Hiller, W. D., Fortess, E. E., Wong, D. L., O'Toole, M. L., Dierenfield, L. M., Titchenal, C. A., Thrower-Rodriguez, T. R., Nielsen, G., R., & Seligman, J. R. (2000). Elite triathletes' results from a "live high, train low" regimen. Medicine and Science in Sports and Exercise, 32(5), Supplement abstract 1220.

Olympic distance triathletes (M = 8; F = 6) lived for 30 days at 2,100 m (~12.5 hr/day) and trained at sea level. [Athletes acted as their own controls, that is, there was no control group. There was no attempt to control any factors that might affect the response to exercise (e.g., recovery).
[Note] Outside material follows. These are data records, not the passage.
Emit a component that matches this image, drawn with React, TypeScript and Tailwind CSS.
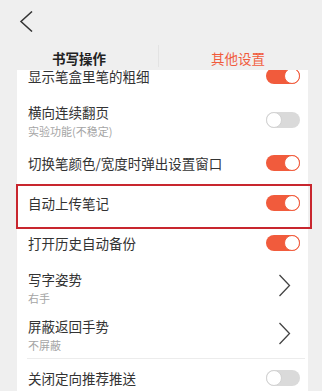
import React from "react";

const ORANGE = "#f15b3c";

function Toggle({ on }: { on: boolean }) {
  return on ? (
    <div className="relative w-[34px] h-[16px] rounded-full bg-[#f15b3c] shrink-0">
      <div className="absolute right-0 top-0 w-[16px] h-[16px] rounded-full bg-white border border-[#f15b3c]" />
    </div>
  ) : (
    <div className="relative w-[34px] h-[16px] rounded-full bg-[#dadada] shrink-0">
      <div className="absolute left-0 top-0 w-[16px] h-[16px] rounded-full bg-white border border-[#d2d2d2]" />
    </div>
  );
}

function Chevron() {
  return (
    <svg width="13" height="23" viewBox="0 0 13 23" className="shrink-0 mt-[-3px]">
      <path d="M1.5 1 L11.5 11.5 L1.5 22" fill="none" stroke="#444" strokeWidth="1.3" />
    </svg>
  );
}

function Row({
  title,
  sub,
  h,
  right,
  pr = "pr-[8px]",
}: {
  title: string;
  sub?: string;
  h: string;
  right: React.ReactNode;
  pr?: string;
}) {
  return (
    <div className={`flex items-center justify-between pl-[11px] ${pr} ${h}`}>
      <div className="flex flex-col">
        <span className="text-[13.5px] leading-[20px] text-[#333]">{title}</span>
        {sub && <span className="text-[11px] leading-[16px] mt-[1px] text-[#a5a5a5]">{sub}</span>}
      </div>
      {right}
    </div>
  );
}

export default function App() {
  return (
    <div
      className="w-[322px] h-[391px] overflow-hidden bg-[#efefef]"
      style={{ fontFamily: '"Noto Sans CJK SC", "Noto Sans", sans-serif' }}
    >
      {/* Header */}
      <div className="h-[45px] pl-[19px] pt-[11px]">
        <svg width="15" height="21" viewBox="0 0 15 21">
          <path d="M13 0.5 L2 10.5 L13 20.5" fill="none" stroke="#333" strokeWidth="1.5" />
        </svg>
      </div>

      {/* Tabs */}
      <div className="w-[317px] h-[25px] flex">
        <div className="flex-1 flex justify-center pt-[3px] text-[13.5px] leading-[20px] font-semibold text-[#222]">
          书写操作
        </div>
        <div className="w-px h-[22px] bg-[#e3e3e3]" />
        <div className="flex-1 flex justify-center pt-[3px] text-[13.5px] leading-[20px]" style={{ color: ORANGE }}>
          其他设置
        </div>
      </div>

      {/* Card */}
      <div className="relative ml-[17px] w-[291px] bg-white">
        <div className="h-[27px] overflow-hidden">
          <div className="mt-[-14px]">
            <Row title="显示笔盒里笔的粗细" h="h-[40px]" right={<Toggle on />} />
          </div>
        </div>
        <Row title="横向连续翻页" sub="实验功能(不稳定)" h="h-[46px]" right={<Toggle on={false} />} />
        <Row title="切换笔颜色/宽度时弹出设置窗口" h="h-[40px]" right={<Toggle on />} />
        <Row title="自动上传笔记" h="h-[40px]" right={<Toggle on />} />
        <Row title="打开历史自动备份" h="h-[40px]" right={<Toggle on />} />
        <Row title="写字姿势" sub="右手" h="h-[48px]" pr="pr-[17px]" right={<Chevron />} />
        <Row title="屏蔽返回手势" sub="不屏蔽" h="h-[47px]" pr="pr-[17px]" right={<Chevron />} />
        <div className="ml-[10px] mr-[3px] h-px bg-[#ececec]" />
        <Row title="关闭定向推荐推送" h="h-[38px]" right={<Toggle on={false} />} />

        {/* highlight annotation */}
        <div className="absolute left-[-1px] right-[-4px] top-[114px] h-[45px] border-2 border-[#c8262e]" />
      </div>
    </div>
  );
}
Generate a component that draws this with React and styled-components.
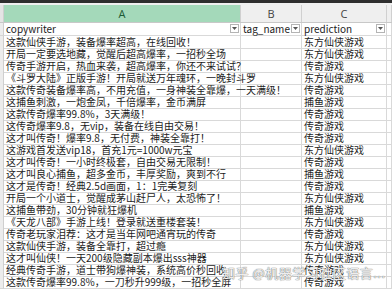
import styled, { createGlobalStyle } from 'styled-components';

const GlobalStyle = createGlobalStyle`
  html, body {
    margin: 0;
    padding: 0;
    background: #ffffff;
    overflow: hidden;
  }
  * {
    box-sizing: border-box;
  }
`;

const rows = [
  ['这款仙侠手游，装备爆率超高，在线回收！', '东方仙侠游戏'],
  ['开局一定要选地藏，觉醒后超高爆率，一招秒全场', '东方仙侠游戏'],
  ['传奇手游开启，热血来袭，超高爆率，你还不来试试？', '传奇游戏'],
  ['《斗罗大陆》正版手游！开局就送万年魂环，一晚封斗罗', '东方仙侠游戏'],
  ['这款传奇装备爆率高，不用充值，一身神装全靠爆，一天满级！', '传奇游戏'],
  ['这捕鱼刺激，一炮金凤，千倍爆率，金币满屏', '捕鱼游戏'],
  ['这款传奇爆率99.8%，3天满级！', '传奇游戏'],
  ['这传奇爆率9.8，无vip，装备在线自由交易！', '传奇游戏'],
  ['这才叫传奇！爆率9.8，无付费，神装全靠打！', '传奇游戏'],
  ['这游戏首发送vip18，首充1元=1000w元宝', '东方仙侠游戏'],
  ['这才叫传奇！一小时终极套，自由交易无限制！', '传奇游戏'],
  ['这才叫良心捕鱼，超多金币，丰厚奖励，爽到不行', '捕鱼游戏'],
  ['这才是传奇！经典2.5d画面，1：1完美复刻', '传奇游戏'],
  ['开局一个小道士，觉醒成茅山赶尸人，太恐怖了！', '东方仙侠游戏'],
  ['这捕鱼带劲，30分钟就狂爆机', '捕鱼游戏'],
  ['《天龙八部》手游上线！登录就送重楼套装！', '东方仙侠游戏'],
  ['传奇老玩家泪荐：这才是当年网吧通宵玩的传奇', '传奇游戏'],
  ['这款仙侠手游，装备全靠打，超过瘾', '东方仙侠游戏'],
  ['这才叫仙侠！一天200级隐藏副本爆出sss神器', '东方仙侠游戏'],
  ['经典传奇手游，道士带狗爆神装，系统高价秒回收', '传奇游戏'],
  ['这款传奇爆率99.8%，一刀秒升999级，一招秒全屏', '传奇游戏'],
];

const FilterButton = () => (
  <Filter>
    <svg width="5" height="3" viewBox="0 0 5 3">
      <path d="M0 0 L5 0 L2.5 3 Z" fill="#555" />
    </svg>
  </Filter>
);

const App = () => {
  return (
    <Sheet>
      <GlobalStyle />
      <TopBar />
      <HeaderRow>
        <Corner />
        <ColHeader selected>A</ColHeader>
        <ColHeader>B</ColHeader>
        <ColHeader>C</ColHeader>
        <ColHeader />
      </HeaderRow>
      <TitleRow>
        <RowHead />
        <Cell>
          copywriter
          <FilterButton />
        </Cell>
        <Cell>
          tag_name
          <FilterButton />
        </Cell>
        <Cell>
          prediction
          <FilterButton />
        </Cell>
        <Cell />
      </TitleRow>
      {rows.map(([text, tag], i) => (
        <Row key={i}>
          <RowHead />
          <Cell>{text}</Cell>
          <Cell />
          <Cell>{tag}</Cell>
          <Cell />
        </Row>
      ))}
      <Watermark>知乎 @机器学习社区语言...</Watermark>
    </Sheet>
  );
};

export default App;

const columns = '4px 237px 61px 85px 1fr';

const Sheet = styled.div`
  position: relative;
  width: 392px;
  height: 291px;
  overflow: hidden;
  font-family: 'Noto Sans CJK SC', sans-serif;
  color: #1c1c1c;
`;

const TopBar = styled.div`
  height: 3px;
  background: #2e2e2e;
`;

const HeaderRow = styled.div`
  display: grid;
  grid-template-columns: ${columns};
  height: 20px;
  padding-top: 2px;
  background: #efefef;
  border-bottom: 1px solid #c8c8c8;
`;

const Corner = styled.div`
  background: #e4e4e4;
  border-right: 1px solid #cfcfcf;
`;

const ColHeader = styled.div`
  display: flex;
  align-items: center;
  justify-content: center;
  font-family: 'Open Sans', 'Liberation Sans', sans-serif;
  font-size: 11px;
  color: ${(p) => (p.selected ? '#1d5a35' : '#444')};
  background: ${(p) => (p.selected ? '#a4d9ba' : 'transparent')};
  border-right: 1px solid #d0d0d0;
`;

const Row = styled.div`
  display: grid;
  grid-template-columns: ${columns};
  height: 12px;
`;

const TitleRow = styled(Row)`
  height: 13px;
`;

const RowHead = styled.div`
  background: #ececec;
  border-right: 1px solid #cfcfcf;
  border-bottom: 1px solid #d6d6d6;
`;

const Cell = styled.div`
  position: relative;
  display: flex;
  align-items: center;
  padding-left: 2px;
  font-size: 10px;
  line-height: 12px;
  white-space: nowrap;
  overflow: visible;
  border-right: 1px solid #d9d9d9;
  border-bottom: 1px solid #d9d9d9;
`;

const Filter = styled.span`
  position: absolute;
  right: 1px;
  top: 1px;
  width: 9px;
  height: 9px;
  display: flex;
  align-items: center;
  justify-content: center;
  background: #fff;
  border: 1px solid #b4b4b4;
`;

const Watermark = styled.div`
  position: absolute;
  left: 222px;
  top: 263px;
  font-size: 13px;
  letter-spacing: 0.5px;
  color: rgba(255, 255, 255, 0.9);
  text-shadow: 0 0 1px #6e6e6e, 0 0 1px #6e6e6e;
  white-space: nowrap;
`;
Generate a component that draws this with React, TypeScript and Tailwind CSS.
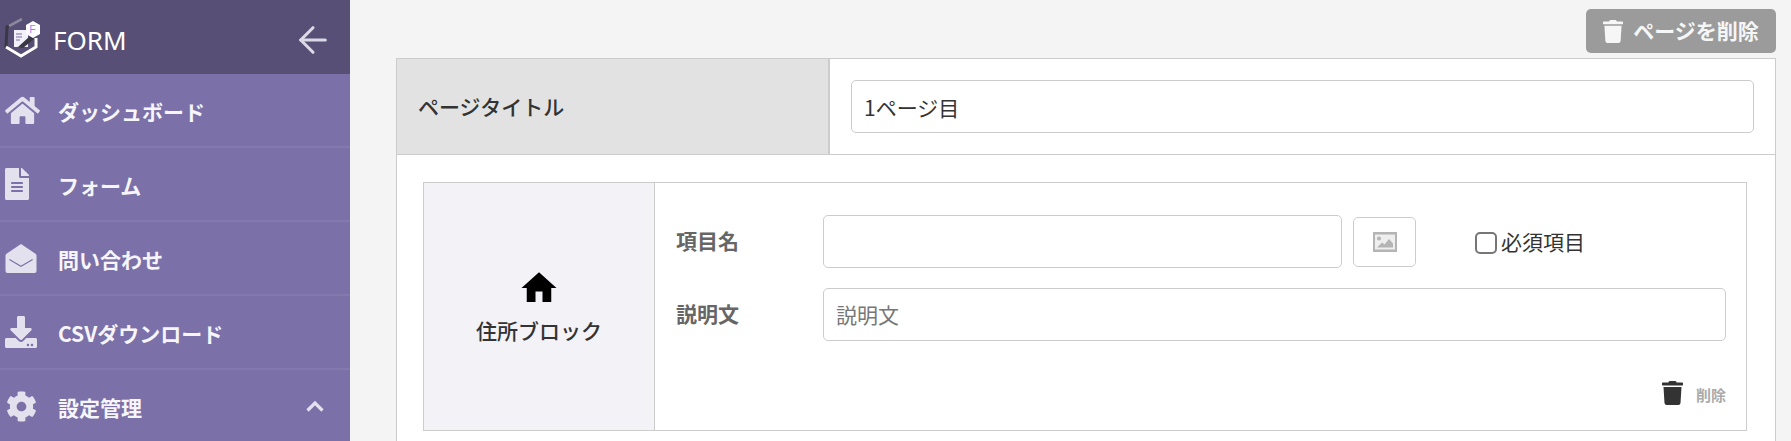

VO2max increased consistently by 7.9% in the live high, train low phase. Power to weight ratio on a cycle ergometer increased by 21.8%. Hemoglobin, red blood cell volume, and hematocrit rose significantly. Lean muscle mass decreased initially and then gradually returned to norm. Two females did not respond to the HiLo regimen.

Ss in this study responded in many beneficial ways. That contrasts to other studies that show no changes (e.g., VO2max) to the same type of training protocol.

Implication. HiLo training might affect several factors involved with endurance performance, although not all athletes respond appropriately.